Il avait commencé son journal le 4 septembre 2008, quand il avait accueilli dans son service du Centre hospitalier Sainte-Anne un quadragénaire amnésique. Kubiela avait décidé de consigner chaque étape de son évolution. Très vite, le patient, qui refusait de passer le moindre scanner ou radiographie, avait retrouvé ses souvenirs. Il s’appelait David Gilbert. Il était ingénieur. Il vivait en banlieue parisienne, au sud de la capitale.

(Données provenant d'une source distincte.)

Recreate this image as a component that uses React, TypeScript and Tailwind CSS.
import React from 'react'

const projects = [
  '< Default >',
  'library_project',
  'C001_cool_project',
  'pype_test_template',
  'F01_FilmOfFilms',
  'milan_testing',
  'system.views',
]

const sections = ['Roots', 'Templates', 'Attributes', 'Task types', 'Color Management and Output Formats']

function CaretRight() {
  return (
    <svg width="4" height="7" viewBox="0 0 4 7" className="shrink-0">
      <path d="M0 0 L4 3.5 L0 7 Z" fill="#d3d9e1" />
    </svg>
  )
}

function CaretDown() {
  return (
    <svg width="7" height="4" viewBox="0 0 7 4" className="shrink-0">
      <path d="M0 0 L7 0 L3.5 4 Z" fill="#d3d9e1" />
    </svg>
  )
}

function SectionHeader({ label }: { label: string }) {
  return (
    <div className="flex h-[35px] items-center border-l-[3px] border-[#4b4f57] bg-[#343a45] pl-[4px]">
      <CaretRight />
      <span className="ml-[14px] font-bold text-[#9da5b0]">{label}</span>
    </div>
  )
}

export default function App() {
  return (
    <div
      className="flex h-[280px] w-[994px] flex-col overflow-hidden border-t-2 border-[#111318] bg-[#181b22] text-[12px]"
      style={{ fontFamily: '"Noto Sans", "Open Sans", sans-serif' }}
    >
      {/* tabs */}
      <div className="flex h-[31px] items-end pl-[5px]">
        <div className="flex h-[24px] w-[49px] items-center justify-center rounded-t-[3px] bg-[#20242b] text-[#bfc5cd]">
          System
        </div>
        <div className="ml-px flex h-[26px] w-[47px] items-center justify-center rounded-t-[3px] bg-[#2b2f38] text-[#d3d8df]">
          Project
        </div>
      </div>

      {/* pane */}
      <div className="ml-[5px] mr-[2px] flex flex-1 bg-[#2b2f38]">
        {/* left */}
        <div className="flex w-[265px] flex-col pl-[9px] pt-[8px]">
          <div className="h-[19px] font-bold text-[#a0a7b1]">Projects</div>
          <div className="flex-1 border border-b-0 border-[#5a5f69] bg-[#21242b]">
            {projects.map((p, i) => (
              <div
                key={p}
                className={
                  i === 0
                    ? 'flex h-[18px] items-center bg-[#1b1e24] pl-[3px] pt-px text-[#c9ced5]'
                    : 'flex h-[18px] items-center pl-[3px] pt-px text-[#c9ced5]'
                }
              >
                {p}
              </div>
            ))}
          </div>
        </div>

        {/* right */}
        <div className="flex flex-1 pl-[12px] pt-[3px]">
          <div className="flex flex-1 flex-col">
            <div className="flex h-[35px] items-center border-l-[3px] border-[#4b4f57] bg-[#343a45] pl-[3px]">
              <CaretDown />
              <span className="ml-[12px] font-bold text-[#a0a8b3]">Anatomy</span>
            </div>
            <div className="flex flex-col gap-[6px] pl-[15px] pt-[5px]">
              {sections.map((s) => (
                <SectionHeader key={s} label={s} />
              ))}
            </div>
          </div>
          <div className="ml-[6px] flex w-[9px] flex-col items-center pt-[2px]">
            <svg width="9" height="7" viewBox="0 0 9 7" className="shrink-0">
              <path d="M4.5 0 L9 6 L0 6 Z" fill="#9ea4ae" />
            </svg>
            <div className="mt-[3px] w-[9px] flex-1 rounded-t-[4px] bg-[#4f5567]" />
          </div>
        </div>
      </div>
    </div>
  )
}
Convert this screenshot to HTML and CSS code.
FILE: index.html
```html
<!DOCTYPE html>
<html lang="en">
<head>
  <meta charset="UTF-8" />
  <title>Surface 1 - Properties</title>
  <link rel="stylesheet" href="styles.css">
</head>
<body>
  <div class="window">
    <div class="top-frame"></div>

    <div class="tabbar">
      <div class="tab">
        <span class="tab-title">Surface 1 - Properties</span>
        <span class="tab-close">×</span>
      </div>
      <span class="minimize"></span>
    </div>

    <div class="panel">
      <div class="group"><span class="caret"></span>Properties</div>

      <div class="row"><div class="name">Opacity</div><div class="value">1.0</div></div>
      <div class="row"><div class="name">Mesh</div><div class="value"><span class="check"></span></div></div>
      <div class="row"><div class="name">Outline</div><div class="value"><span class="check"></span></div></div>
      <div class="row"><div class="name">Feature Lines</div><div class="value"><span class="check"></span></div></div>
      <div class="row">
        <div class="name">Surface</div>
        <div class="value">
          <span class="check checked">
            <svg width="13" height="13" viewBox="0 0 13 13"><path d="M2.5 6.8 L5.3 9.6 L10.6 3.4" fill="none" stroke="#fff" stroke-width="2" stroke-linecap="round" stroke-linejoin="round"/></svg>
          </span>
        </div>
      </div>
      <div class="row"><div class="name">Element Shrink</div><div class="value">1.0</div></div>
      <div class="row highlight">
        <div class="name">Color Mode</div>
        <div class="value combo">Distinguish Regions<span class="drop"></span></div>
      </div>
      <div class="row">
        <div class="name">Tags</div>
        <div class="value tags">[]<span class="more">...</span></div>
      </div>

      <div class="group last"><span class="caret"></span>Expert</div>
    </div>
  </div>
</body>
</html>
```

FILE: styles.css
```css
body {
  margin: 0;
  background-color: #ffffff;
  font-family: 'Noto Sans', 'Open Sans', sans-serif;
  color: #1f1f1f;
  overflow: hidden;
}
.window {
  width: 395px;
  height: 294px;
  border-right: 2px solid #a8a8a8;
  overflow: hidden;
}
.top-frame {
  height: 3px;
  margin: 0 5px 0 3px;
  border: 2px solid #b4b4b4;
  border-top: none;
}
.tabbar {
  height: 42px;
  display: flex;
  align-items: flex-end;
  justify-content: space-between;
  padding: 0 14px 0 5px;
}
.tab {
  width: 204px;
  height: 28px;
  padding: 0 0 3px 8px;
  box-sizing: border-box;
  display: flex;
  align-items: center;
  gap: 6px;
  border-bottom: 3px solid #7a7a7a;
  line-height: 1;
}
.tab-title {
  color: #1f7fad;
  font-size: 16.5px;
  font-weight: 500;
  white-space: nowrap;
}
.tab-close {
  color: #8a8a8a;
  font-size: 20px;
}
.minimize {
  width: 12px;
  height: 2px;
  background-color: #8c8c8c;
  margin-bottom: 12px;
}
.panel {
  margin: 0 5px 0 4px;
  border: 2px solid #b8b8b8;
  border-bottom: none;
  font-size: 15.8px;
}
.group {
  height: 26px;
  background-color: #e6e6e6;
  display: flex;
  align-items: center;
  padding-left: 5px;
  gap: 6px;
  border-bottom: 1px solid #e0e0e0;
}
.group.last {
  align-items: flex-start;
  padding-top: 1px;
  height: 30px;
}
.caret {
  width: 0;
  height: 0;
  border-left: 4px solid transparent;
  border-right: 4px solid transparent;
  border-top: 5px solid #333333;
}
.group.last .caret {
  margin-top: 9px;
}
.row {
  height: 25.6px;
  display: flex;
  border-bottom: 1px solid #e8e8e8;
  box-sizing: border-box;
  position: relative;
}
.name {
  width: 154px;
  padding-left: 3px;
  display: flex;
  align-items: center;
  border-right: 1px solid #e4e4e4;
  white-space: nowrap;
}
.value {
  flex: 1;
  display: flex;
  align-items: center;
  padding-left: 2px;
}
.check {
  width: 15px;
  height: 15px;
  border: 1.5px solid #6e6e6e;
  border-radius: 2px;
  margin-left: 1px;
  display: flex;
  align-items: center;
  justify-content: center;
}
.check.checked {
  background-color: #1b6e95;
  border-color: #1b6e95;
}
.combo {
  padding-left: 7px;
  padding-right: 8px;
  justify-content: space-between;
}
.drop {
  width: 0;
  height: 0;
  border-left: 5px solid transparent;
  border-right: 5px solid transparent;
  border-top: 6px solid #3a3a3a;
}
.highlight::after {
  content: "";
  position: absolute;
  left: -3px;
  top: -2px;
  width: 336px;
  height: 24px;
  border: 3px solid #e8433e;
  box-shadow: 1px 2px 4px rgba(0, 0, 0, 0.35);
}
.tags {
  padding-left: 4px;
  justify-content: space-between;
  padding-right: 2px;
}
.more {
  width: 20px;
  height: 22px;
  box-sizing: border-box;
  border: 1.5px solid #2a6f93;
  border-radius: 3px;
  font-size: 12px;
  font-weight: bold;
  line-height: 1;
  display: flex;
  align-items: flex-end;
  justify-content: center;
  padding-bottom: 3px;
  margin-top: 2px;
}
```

Kubiela avait vérifié : tout était faux.
Dans le même temps, l’enquête de police menée au sujet de la disparition de Christian Miossens avait convergé vers Sainte-Anne : David Gilbert était Miossens. Lentement, comme à regret, le patient avait réintégré son identité. Après un mois de soins, il était retourné auprès de sa sœur, Nathalie Forestier. Kubiela avait confirmé son diagnostic : Miossens avait fait une fugue psychique. Un syndrome quasiment inconnu en France.
Le psychiatre s’était plongé dans la documentation anglo-saxonne sur le sujet. Il avait aussi interrogé ses confrères. Il avait entendu parler d’un autre cas, Patrick Serena, soigné à l’Hôpital spécialisé des Châtaigniers, dans la région de Lorient. L’homme avait été découvert en septembre 2008, errant le long d’une nationale près de Saint-Nazaire, prétendant s’appeler Alexandre. C’était en réalité un cadre commercial dans l’édition numérique, célibataire, habitant Puteaux dans le 92, disparu en avril 2008 en pleine tournée de vente. Comment s’était-il retrouvé en Bretagne ? Qu’est-ce qui avait provoqué sa fugue ? Qu’avait-il fait entre avril et septembre 2008 ? L’homme avait signé une demande d’hospitalisation libre et était resté interné aux Châtaigniers.
Kubiela avait noté les similitudes entre les deux cas, notamment les dates rapprochées des fugues. Il avait fait le voyage jusqu’à Lorient. Il avait interrogé Serena. Il l’avait convaincu de venir à Sainte-Anne, toujours en hospitalisation libre. Le patient s’était montré motivé pour répondre aux questions du psychiatre, mais il avait toujours refusé, comme Miossens, de subir le moindre examen d’imagerie médicale.
Le praticien avait sondé la mémoire des deux hommes. Médicaments, hypnose, conversations… Peu à peu, il avait relevé d’autres similitudes dans leurs souvenirs elliptiques. D’abord, l’usage répété d’un pseudo. Christian Miossens s’appelait parfois « Gentil-Michel », Serena « Alex-244 ». Le psy ne parvenait pas à expliquer ces surnoms. Les patients évoquaient aussi des lieux, d’une manière confuse, qui se ressemblaient. Un bar de pêcheurs dont les boxes étaient cernés de voilages. Un sous-sol argenté dont les canapés revêtaient des formes de protozoaires.
Kubiela avait écumé les bars de Paris et avait découvert le Pitcairn, dans le quatrième arrondissement, puis le Vega, le bar rétro-futuriste du neuvième arrondissement. Sasha.com, un club de speed-dating, y organisait ses rendez-vous. Kubiela s’était souvenu des pseudos et en avait conclu que Miossens et Serena, tous deux célibataires, s’étaient inscrits sur le site pour trouver l’âme sœur.
Décembre 2008. L’enquêteur en était à son troisième cahier de notes quand un collègue de Sainte-Anne lui avait parlé d’un autre cas de fugue psychique, évoqué dans un séminaire de psychiatrie à Blois. Kubiela avait retrouvé le patient au Centre de la Ferté, dans la banlieue de Tours. Les similitudes avec les deux autres sujets étaient frappantes.
Encore une fois, un amnésique qui croyait avoir retrouvé la mémoire. Encore une fois un homme qui avait refusé tout scanner et avait été rattrapé par sa véritable origine. L’homme s’appelait Marc Kazarakian. D’origine arménienne, il était passé par de nombreux métiers avant de sombrer dans une dépression qui l’avait réduit à l’inactivité. Habitant Sartrouville, il avait disparu en juillet 2008 pour réapparaître en Indre-et-Loire, sans le moindre souvenir.